A third colour (e.g. green or blue) is used to highlight user experience or movements such as interaction, navigation, flow, choice, or animation. This might include sliding menus, directional cues, flow, call-to-actions, parallax scrolling, swipes, and so on.

This gives you a three-tiered diagram that is colour-coded and easily understood.

Work with Units

Whether its print or digital you are designing for, the units are crucial, so incorporating some sort of proportional scale in the sketches is desirable.

Use A4 squared graph paper.  If you've never sketched in graph paper before you'll find it a revelation.  The squared grid is very robust.  It allows you to draw consistent, scaled boxes and shapes. It helps you set up numbered columns, use proportional margins and guides, and generally align things accurately with a minimum of fuss. The results may not be to scale, but they will be a good approximation. Graph paper is normally a grid of 18X28 10mm squares. Each 10mm square is divided into 4 X 5mm squares, and divided again into 5 1mm divisions. One thing to note is the grid area (180mmX280mm) is smaller than A4 size (210mm X 297mm), because the pad includes generous margins.

The following three samples use the tools noted above, and cover an example in print, digital publishing and web design.
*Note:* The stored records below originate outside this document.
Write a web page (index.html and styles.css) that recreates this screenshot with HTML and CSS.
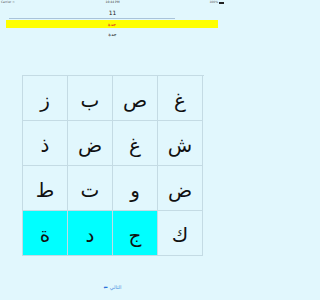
FILE: index.html
```html
<!DOCTYPE html>
<html lang="ar">
<head>
<meta charset="utf-8">
<link rel="stylesheet" href="styles.css">
</head>
<body>
<div class="status">
  <span class="carrier">Carrier <span class="wifi">&#8776;</span></span>
  <span class="time">10:44 PM</span>
  <span class="batt"><span class="pct">100%</span><span class="cell"></span></span>
</div>
<div class="count">11</div>
<div class="progress"></div>
<div class="answer">جدة</div>
<div class="word">جدة</div>
<div class="grid">
  <div class="sq">ز</div><div class="sq">ب</div><div class="sq">ص</div><div class="sq">غ</div>
  <div class="sq">ذ</div><div class="sq">ض</div><div class="sq">غ</div><div class="sq">ش</div>
  <div class="sq">ط</div><div class="sq">ت</div><div class="sq">و</div><div class="sq">ض</div>
  <div class="sq on">ة</div><div class="sq on">د</div><div class="sq on">ج</div><div class="sq">ك</div>
</div>
<div class="next"><span class="arrow">&#11013;</span><span>التالي</span></div>
</body>
</html>
```
FILE: styles.css
```css
html, body {
  margin: 0;
  padding: 0;
  background: #e1f7fd;
  font-family: "DejaVu Sans", sans-serif;
  width: 225px;
  height: 300px;
  overflow: hidden;
}
.status {
  height: 5px;
  display: flex;
  justify-content: space-between;
  align-items: center;
  font-size: 3px;
  line-height: 5px;
  color: #555;
  padding: 0 1px 0 1px;
}
.carrier { width: 40px; }
.time { color: #333; }
.batt { width: 40px; display: flex; justify-content: flex-end; align-items: center; gap: 1px; }
.cell { width: 5px; height: 2px; background: #222; }
.count {
  margin-top: 4px;
  text-align: center;
  font-size: 6px;
  line-height: 8px;
  color: #222;
}
.progress {
  margin: 1px 0 0 9px;
  width: 166px;
  height: 1px;
  background: #a9c3da;
}
.answer {
  margin: 1px 7px 0 6px;
  height: 8px;
  background: #ffff00;
  color: #e02020;
  text-align: center;
  font-size: 5px;
  line-height: 8px;
}
.word {
  margin-top: 2px;
  text-align: center;
  font-size: 5px;
  line-height: 8px;
  color: #222;
}
.grid {
  margin: 37px 0 0 22px;
  width: 181px;
  display: grid;
  grid-template-columns: repeat(4, 45px);
  grid-template-rows: repeat(4, 45px);
  border-top: 1px solid #c4dbe4;
  border-left: 1px solid #c4dbe4;
  direction: ltr;
}
.sq {
  border-right: 1px solid #c4dbe4;
  border-bottom: 1px solid #c4dbe4;
  display: flex;
  justify-content: center;
  align-items: center;
  font-size: 20px;
  color: #111;
  padding-top: 3px;
  box-sizing: border-box;
}
.sq.on { background: #00ffff; }
.next {
  margin-top: 28px;
  display: flex;
  justify-content: center;
  align-items: center;
  gap: 2px;
  color: #4a8fe0;
  font-size: 5px;
  line-height: 6px;
}
.arrow { font-size: 5px; color: #2a70d8; }
```
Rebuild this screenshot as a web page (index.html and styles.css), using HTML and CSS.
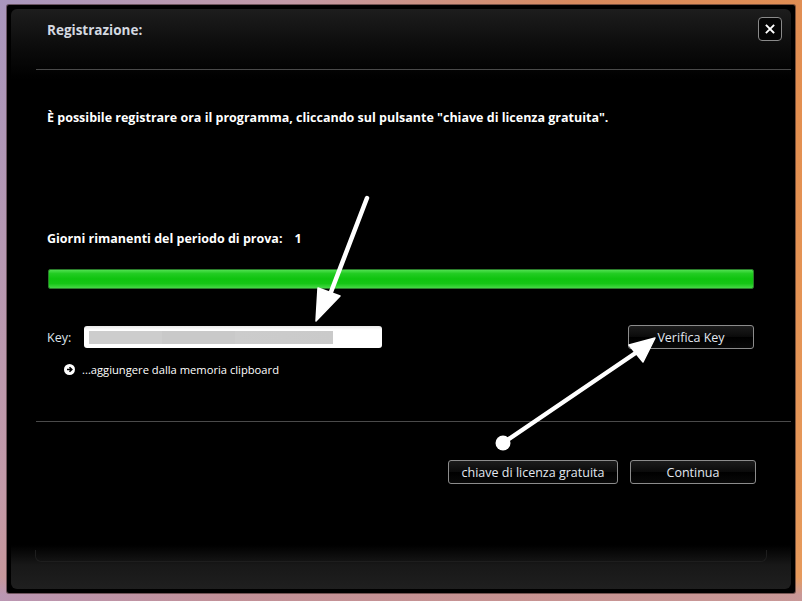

Obviously groups of sketches and variations would be used in each case, as the work progressed; the colour-coded notation then becomes more powerful.

Sample 1

Here's a dynamic sketch for an A4 poster. The sketch is 60mm X 100mm, using 5mm margins (signified by the red pencil) and a rule-of-thirds grid. The green pencil highlights where the strap-line or call-to-action is going, and also illustrates the flow of the users' eye through the composition.

Sample 2

Here's a sketch for an iPad article that will be laid out in InDesign.  It uses six columns (60mm), with 10mm margins, and shows the h1, h2 and paragraph arrangement.  Share icons and touch navigation elements are in red. the eye flow is in green. 

Sample 3

This sketch is for a standard 1024X768 desktop design, with a twelve column grid (5mm each column).  The call-to-action and navigation elements are ringed in red, so are the flow arrows to the various aside content. Also included is a 1920X1080 responsive variation for comparison.

Working with colour, units and guides allows you to refer to a very detailed diagram once you are working on screen, allowing really fast file setup, and giving you a solid guide to what's going on inside of the format.  Whether it's a wireframe you are working on or a layout, a lot of the nitty-gritty has already been formulated.

Work with Layers

Dynamic sketching can be taken one stage further by including layers. A good method is to use tracing paper. Trace over a sketch,  use the colour code to alter functional aspects on the trace, then pin this on top of the original.  The sketches can then be used to test or demonstrate alternate layouts in digital publishing (i.e portrait to landscape), and responsive or parallax designs for web. A helpful addition here is to pre-prepare pages with sketched formats, then use these as a tracing templates. Post-its can also be brought into the mix to add as call-out notes.

The overall aim of this kind of technique is to reduce the amount of time you spend making alterations and design decision inside of the software.  This improves workflow, keeps the original idea intact, and it doesn't sap the creative energy that so often dissipates if you are trying to solve basic problems whilst you are assembling artwork or layout in digital tools.